• Problem requirements: Extract everything from the first line through the line with "662], [662, 667]];", both ends included, except for any pictures.
· · · ·
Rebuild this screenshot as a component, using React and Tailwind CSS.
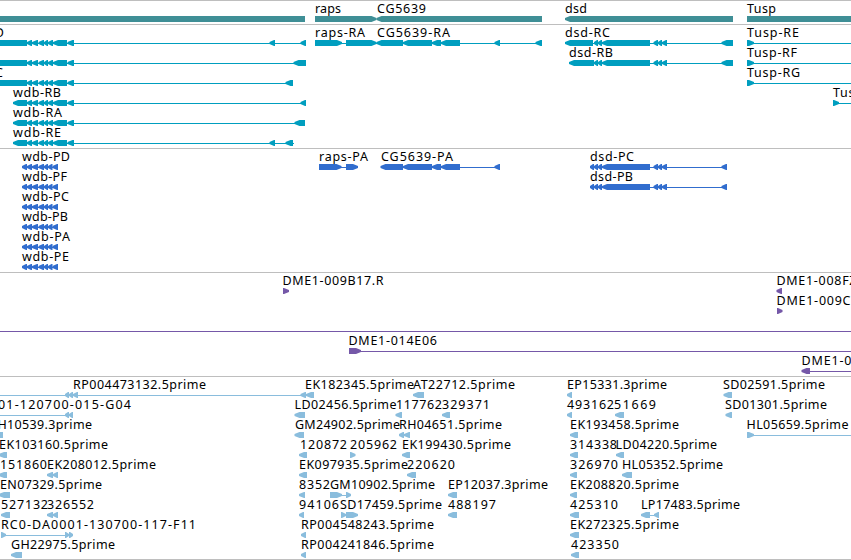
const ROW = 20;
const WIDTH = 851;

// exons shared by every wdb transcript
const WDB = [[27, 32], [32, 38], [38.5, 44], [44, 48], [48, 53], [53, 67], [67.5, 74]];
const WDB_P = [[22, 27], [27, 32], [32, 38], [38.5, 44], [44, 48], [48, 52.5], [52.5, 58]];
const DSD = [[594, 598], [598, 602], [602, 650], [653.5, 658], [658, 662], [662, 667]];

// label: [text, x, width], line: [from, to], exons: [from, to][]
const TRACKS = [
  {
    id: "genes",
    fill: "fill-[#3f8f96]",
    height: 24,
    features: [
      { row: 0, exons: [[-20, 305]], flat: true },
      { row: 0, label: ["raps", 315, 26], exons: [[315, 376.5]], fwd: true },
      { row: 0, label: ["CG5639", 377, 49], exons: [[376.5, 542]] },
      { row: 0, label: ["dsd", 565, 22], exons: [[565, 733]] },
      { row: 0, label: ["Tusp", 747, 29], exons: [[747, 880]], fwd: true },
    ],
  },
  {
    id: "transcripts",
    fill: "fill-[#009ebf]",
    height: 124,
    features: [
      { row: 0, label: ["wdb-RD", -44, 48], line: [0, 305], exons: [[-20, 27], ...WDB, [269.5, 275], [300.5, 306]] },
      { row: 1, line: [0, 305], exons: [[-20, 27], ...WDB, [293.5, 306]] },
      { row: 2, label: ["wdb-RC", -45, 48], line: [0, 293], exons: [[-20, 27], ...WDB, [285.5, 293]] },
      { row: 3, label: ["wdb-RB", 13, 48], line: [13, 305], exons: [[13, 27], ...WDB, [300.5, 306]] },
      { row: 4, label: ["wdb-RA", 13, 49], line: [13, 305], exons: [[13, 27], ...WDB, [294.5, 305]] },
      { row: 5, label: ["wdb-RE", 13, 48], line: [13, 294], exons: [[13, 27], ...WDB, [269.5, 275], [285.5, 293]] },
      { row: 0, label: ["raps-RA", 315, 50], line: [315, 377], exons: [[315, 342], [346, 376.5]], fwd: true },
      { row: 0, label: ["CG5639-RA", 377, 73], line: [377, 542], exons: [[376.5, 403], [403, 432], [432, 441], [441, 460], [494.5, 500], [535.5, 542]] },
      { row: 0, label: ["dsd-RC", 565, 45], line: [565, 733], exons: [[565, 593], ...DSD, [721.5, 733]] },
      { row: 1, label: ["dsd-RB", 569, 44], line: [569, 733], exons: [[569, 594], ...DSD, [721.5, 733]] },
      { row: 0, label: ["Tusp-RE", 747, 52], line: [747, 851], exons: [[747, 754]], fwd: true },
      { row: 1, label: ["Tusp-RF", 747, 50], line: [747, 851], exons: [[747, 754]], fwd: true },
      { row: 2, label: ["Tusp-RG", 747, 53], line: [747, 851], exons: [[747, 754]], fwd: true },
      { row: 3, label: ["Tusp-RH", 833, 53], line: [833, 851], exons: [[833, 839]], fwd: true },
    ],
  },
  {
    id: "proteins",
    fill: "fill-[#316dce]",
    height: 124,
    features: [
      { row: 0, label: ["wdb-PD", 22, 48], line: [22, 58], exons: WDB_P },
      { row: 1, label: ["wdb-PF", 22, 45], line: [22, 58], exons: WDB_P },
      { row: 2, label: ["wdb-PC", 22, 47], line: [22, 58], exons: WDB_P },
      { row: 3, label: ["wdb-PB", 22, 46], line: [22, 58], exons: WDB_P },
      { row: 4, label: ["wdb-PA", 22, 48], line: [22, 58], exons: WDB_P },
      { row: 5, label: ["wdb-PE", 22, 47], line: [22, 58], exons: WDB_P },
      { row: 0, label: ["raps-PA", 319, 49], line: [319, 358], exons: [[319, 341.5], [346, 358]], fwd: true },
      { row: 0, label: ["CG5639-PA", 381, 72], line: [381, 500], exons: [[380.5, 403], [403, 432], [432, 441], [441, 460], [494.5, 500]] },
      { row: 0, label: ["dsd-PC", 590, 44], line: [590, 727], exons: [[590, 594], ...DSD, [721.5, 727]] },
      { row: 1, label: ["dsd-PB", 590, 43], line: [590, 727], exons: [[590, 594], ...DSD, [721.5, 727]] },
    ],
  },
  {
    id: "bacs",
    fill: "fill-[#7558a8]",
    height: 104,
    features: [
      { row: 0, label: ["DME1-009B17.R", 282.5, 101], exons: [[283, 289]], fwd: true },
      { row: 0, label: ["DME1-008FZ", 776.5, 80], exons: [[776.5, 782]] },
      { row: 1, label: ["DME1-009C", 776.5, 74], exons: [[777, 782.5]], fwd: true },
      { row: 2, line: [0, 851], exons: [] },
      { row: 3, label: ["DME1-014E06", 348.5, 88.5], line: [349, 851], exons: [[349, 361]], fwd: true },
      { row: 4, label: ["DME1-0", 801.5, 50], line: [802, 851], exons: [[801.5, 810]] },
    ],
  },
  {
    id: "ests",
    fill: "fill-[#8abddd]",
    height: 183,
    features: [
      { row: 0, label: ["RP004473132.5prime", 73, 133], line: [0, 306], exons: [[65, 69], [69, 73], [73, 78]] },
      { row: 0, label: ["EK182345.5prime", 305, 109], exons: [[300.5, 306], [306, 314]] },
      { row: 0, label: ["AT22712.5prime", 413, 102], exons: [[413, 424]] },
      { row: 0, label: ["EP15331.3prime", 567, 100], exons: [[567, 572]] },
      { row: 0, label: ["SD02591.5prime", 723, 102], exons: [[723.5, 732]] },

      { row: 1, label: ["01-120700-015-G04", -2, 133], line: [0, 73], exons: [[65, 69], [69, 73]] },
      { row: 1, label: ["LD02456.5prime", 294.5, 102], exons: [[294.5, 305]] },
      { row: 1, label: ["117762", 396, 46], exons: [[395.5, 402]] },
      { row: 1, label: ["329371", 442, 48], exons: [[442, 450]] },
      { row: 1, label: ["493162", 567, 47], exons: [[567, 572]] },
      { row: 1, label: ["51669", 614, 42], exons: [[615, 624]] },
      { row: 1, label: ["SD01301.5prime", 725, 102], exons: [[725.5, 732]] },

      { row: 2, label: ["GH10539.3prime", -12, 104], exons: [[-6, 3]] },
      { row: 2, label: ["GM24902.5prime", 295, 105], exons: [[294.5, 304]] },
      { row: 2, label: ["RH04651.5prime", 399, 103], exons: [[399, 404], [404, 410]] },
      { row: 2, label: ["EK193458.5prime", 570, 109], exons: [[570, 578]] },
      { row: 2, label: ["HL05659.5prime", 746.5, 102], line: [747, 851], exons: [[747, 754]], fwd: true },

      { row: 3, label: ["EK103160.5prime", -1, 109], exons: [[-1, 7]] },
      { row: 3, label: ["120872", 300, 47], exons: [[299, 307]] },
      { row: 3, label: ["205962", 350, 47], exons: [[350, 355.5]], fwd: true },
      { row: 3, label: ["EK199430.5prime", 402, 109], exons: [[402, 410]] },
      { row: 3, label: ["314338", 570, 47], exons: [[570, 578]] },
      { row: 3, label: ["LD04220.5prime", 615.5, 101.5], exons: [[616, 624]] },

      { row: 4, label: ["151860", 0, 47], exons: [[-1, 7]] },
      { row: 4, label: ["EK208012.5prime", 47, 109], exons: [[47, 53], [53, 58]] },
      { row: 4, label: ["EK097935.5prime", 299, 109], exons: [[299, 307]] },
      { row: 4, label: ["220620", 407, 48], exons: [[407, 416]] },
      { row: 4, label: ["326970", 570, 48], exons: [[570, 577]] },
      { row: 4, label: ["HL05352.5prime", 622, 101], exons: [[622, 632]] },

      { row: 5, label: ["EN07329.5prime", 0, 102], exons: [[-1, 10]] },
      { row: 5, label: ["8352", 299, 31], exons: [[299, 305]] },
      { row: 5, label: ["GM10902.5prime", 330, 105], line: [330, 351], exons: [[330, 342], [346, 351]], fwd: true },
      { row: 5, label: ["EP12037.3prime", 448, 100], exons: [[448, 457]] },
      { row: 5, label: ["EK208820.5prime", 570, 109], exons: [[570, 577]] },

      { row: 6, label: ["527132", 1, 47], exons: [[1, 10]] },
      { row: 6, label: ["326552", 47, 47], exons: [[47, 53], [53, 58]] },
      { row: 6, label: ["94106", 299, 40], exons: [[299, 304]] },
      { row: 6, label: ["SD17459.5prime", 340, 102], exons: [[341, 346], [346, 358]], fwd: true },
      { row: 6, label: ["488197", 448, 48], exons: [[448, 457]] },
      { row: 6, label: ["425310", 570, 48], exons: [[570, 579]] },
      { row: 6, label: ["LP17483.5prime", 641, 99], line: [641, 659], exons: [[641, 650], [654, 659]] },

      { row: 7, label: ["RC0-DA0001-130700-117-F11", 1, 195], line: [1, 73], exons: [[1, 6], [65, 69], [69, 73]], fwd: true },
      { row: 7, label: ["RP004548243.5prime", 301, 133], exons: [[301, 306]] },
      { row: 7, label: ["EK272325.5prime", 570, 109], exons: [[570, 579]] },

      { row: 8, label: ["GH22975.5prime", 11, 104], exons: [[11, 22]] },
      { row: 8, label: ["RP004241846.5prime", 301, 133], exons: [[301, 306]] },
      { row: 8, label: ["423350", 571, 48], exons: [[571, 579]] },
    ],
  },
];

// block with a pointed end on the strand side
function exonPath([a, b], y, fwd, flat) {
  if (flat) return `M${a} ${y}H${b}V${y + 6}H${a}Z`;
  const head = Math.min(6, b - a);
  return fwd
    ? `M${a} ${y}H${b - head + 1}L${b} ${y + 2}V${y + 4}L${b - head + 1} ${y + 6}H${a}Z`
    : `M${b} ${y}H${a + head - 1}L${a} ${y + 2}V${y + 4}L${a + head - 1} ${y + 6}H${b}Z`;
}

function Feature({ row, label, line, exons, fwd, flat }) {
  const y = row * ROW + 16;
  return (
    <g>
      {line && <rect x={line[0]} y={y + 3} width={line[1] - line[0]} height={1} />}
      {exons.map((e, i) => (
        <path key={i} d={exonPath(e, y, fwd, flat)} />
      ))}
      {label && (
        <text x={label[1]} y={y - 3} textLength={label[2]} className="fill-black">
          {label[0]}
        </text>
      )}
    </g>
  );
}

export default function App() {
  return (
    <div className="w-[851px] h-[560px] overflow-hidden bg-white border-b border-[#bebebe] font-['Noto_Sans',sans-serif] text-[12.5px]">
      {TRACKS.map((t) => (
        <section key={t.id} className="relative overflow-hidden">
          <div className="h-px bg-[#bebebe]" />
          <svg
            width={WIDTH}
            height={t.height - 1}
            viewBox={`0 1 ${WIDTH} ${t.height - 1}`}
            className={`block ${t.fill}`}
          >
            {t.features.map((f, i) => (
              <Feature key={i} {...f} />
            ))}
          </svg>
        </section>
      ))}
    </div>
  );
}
· · · ·
• Complete response:
Rebuild this screenshot as a component, using React and Tailwind CSS.
const ROW = 20;
const WIDTH = 851;

// exons shared by every wdb transcript
const WDB = [[27, 32], [32, 38], [38.5, 44], [44, 48], [48, 53], [53, 67], [67.5, 74]];
const WDB_P = [[22, 27], [27, 32], [32, 38], [38.5, 44], [44, 48], [48, 52.5], [52.5, 58]];
const DSD = [[594, 598], [598, 602], [602, 650], [653.5, 658], [658, 662], [662, 667]];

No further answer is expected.